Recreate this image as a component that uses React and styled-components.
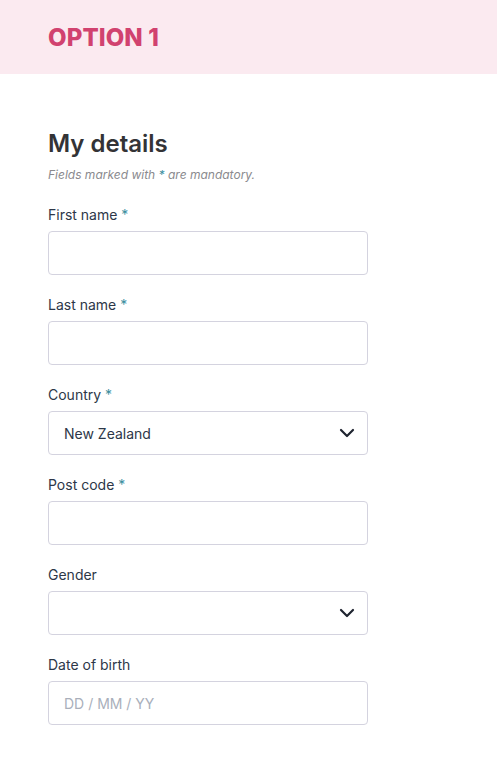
import React from 'react';
import styled, { createGlobalStyle } from 'styled-components';

const GlobalStyle = createGlobalStyle`
  * { box-sizing: border-box; }
  body {
    margin: 0;
    background: #fff;
    font-family: Inter, "Noto Sans", sans-serif;
    color: #2d3748;
  }
`;

const Banner = styled.header`
  height: 74px;
  background: #fbeaf0;
  display: flex;
  align-items: center;
  padding-left: 48px;
`;

const BannerTitle = styled.h1`
  margin: 0;
  font-size: 24px;
  font-weight: 800;
  color: #d1426f;
  letter-spacing: 0.1px;
`;

const Form = styled.form`
  padding: 55px 48px 40px;
  width: 416px;
`;

const Heading = styled.h2`
  margin: 0;
  font-size: 24px;
  line-height: 30px;
  font-weight: 600;
  color: #333336;
`;

const Note = styled.p`
  margin: 8px 0 22px;
  font-size: 12px;
  line-height: 16px;
  font-style: italic;
  color: #8a8a8e;
`;

const Star = styled.span`
  color: #3b8e9e;
`;

const Field = styled.div`
  display: flex;
  flex-direction: column;
  gap: 6px;
  margin-bottom: 20px;
`;

const Label = styled.label`
  font-size: 14px;
  line-height: 20px;
  color: #2d3748;
`;

const boxStyles = `
  width: 320px;
  height: 44px;
  border: 1px solid #d4d3df;
  border-radius: 4px;
  background: #fff;
  padding: 0 16px 0 15px;
  font-family: Inter, "Noto Sans", sans-serif;
  font-size: 14px;
  color: #2d3748;
  outline: none;
`;

const TextInput = styled.input`
  ${boxStyles}
  &::placeholder { color: #a9afbb; }
`;

const SelectWrap = styled.div`
  position: relative;
  width: 320px;
`;

const Select = styled.select`
  ${boxStyles}
  appearance: none;
  -webkit-appearance: none;
`;

const Chevron = styled.svg`
  position: absolute;
  right: 13px;
  top: 50%;
  transform: translateY(-50%);
  pointer-events: none;
`;

const ChevronIcon = () => (
  <Chevron width="16" height="10" viewBox="0 0 16 10" fill="none">
    <path d="M2 2 L8 8 L14 2" stroke="#1f2430" strokeWidth="2.2" strokeLinecap="round" strokeLinejoin="round" />
  </Chevron>
);

const TextField = ({ label, required, placeholder }) => (
  <Field>
    <Label>
      {label}
      {required && <Star> *</Star>}
    </Label>
    <TextInput placeholder={placeholder} />
  </Field>
);

const SelectField = ({ label, required, value, options }) => (
  <Field>
    <Label>
      {label}
      {required && <Star> *</Star>}
    </Label>
    <SelectWrap>
      <Select defaultValue={value}>
        {options.map((o) => (
          <option key={o} value={o}>{o}</option>
        ))}
      </Select>
      <ChevronIcon />
    </SelectWrap>
  </Field>
);

export default function App() {
  return (
    <>
      <GlobalStyle />
      <Banner>
        <BannerTitle>OPTION 1</BannerTitle>
      </Banner>
      <Form>
        <Heading>My details</Heading>
        <Note>
          Fields marked with <Star>*</Star> are mandatory.
        </Note>
        <TextField label="First name" required />
        <TextField label="Last name" required />
        <SelectField label="Country" required value="New Zealand" options={['New Zealand', 'Australia']} />
        <TextField label="Post code" required />
        <SelectField label="Gender" value="" options={['', 'Female', 'Male', 'Other']} />
        <TextField label="Date of birth" placeholder="DD / MM / YY" />
      </Form>
    </>
  );
}
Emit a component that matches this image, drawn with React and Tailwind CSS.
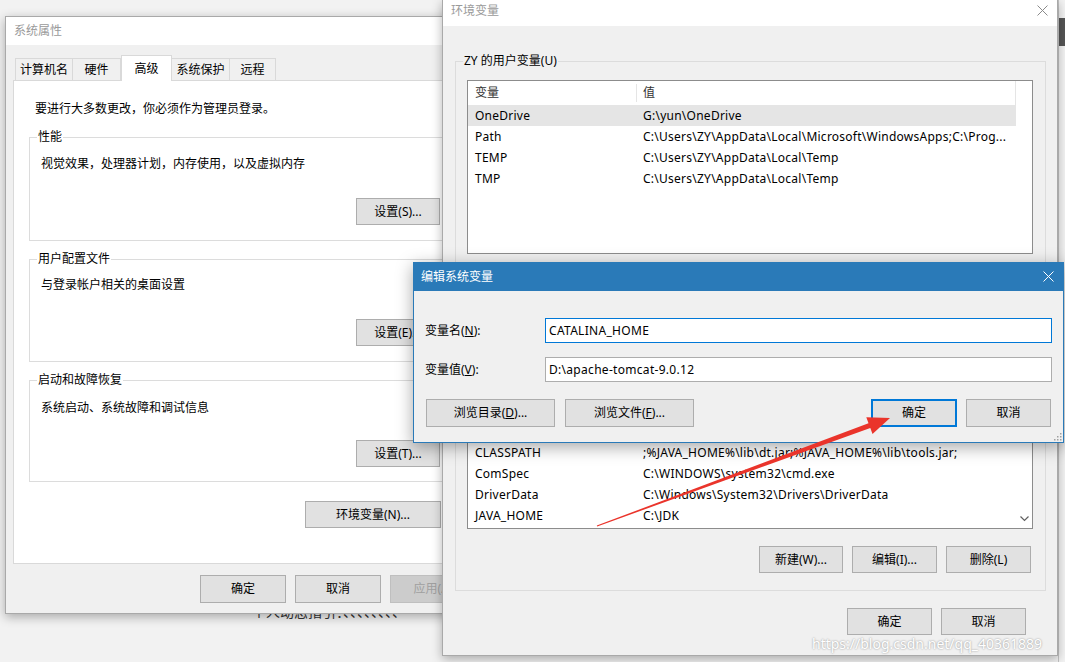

——————————

What this task involves: Omit every picture while copying the listing above exactly.

Exercise answer:
Recreate this image as a component that uses React and styled-components.
import React from 'react';
import styled, { createGlobalStyle } from 'styled-components';

const GlobalStyle = createGlobalStyle`
  * { box-sizing: border-box; }
  body {
    margin: 0;
    background: #fff;
    font-family: Inter, "Noto Sans", sans-serif;
    color: #2d3748;
  }
`;

const Banner = styled.header`
  height: 74px;
  background: #fbeaf0;
  display: flex;
  align-items: center;
  padding-left: 48px;
`;

const BannerTitle = styled.h1`
  margin: 0;
  font-size: 24px;
  font-weight: 800;
  color: #d1426f;
  letter-spacing: 0.1px;
`;

const Form = styled.form`
  padding: 55px 48px 40px;
  width: 416px;
`;

const Heading = styled.h2`
  margin: 0;
  font-size: 24px;
  line-height: 30px;
  font-weight: 600;
  color: #333336;
`;

const Note = styled.p`
  margin: 8px 0 22px;
  font-size: 12px;
  line-height: 16px;
  font-style: italic;
  color: #8a8a8e;
`;

const Star = styled.span`
  color: #3b8e9e;
`;

const Field = styled.div`
  display: flex;
  flex-direction: column;
  gap: 6px;
  margin-bottom: 20px;
`;

const Label = styled.label`
  font-size: 14px;
  line-height: 20px;
  color: #2d3748;
`;

const boxStyles = `
  width: 320px;
  height: 44px;
  border: 1px solid #d4d3df;
  border-radius: 4px;
  background: #fff;
  padding: 0 16px 0 15px;
  font-family: Inter, "Noto Sans", sans-serif;
  font-size: 14px;
  color: #2d3748;
  outline: none;
`;

const TextInput = styled.input`
  ${boxStyles}
  &::placeholder { color: #a9afbb; }
`;

const SelectWrap = styled.div`
  position: relative;
  width: 320px;
`;

const Select = styled.select`
  ${boxStyles}
  appearance: none;
  -webkit-appearance: none;
`;

const Chevron = styled.svg`
  position: absolute;
  right: 13px;
  top: 50%;
  transform: translateY(-50%);
  pointer-events: none;
`;

const ChevronIcon = () => (
  <Chevron width="16" height="10" viewBox="0 0 16 10" fill="none">
    <path d="M2 2 L8 8 L14 2" stroke="#1f2430" strokeWidth="2.2" strokeLinecap="round" strokeLinejoin="round" />
  </Chevron>
);

const TextField = ({ label, required, placeholder }) => (
  <Field>
    <Label>
      {label}
      {required && <Star> *</Star>}
    </Label>
    <TextInput placeholder={placeholder} />
  </Field>
);

const SelectField = ({ label, required, value, options }) => (
  <Field>
    <Label>
      {label}
      {required && <Star> *</Star>}
    </Label>
    <SelectWrap>
      <Select defaultValue={value}>
        {options.map((o) => (
          <option key={o} value={o}>{o}</option>
        ))}
      </Select>
      <ChevronIcon />
    </SelectWrap>
  </Field>
);

export default function App() {
  return (
    <>
      <GlobalStyle />
      <Banner>
        <BannerTitle>OPTION 1</BannerTitle>
      </Banner>
      <Form>
        <Heading>My details</Heading>
        <Note>
          Fields marked with <Star>*</Star> are mandatory.
        </Note>
        <TextField label="First name" required />
        <TextField label="Last name" required />
        <SelectField label="Country" required value="New Zealand" options={['New Zealand', 'Australia']} />
        <TextField label="Post code" required />
        <SelectField label="Gender" value="" options={['', 'Female', 'Male', 'Other']} />
        <TextField label="Date of birth" placeholder="DD / MM / YY" />
      </Form>
    </>
  );
}
Emit a component that matches this image, drawn with React and Tailwind CSS.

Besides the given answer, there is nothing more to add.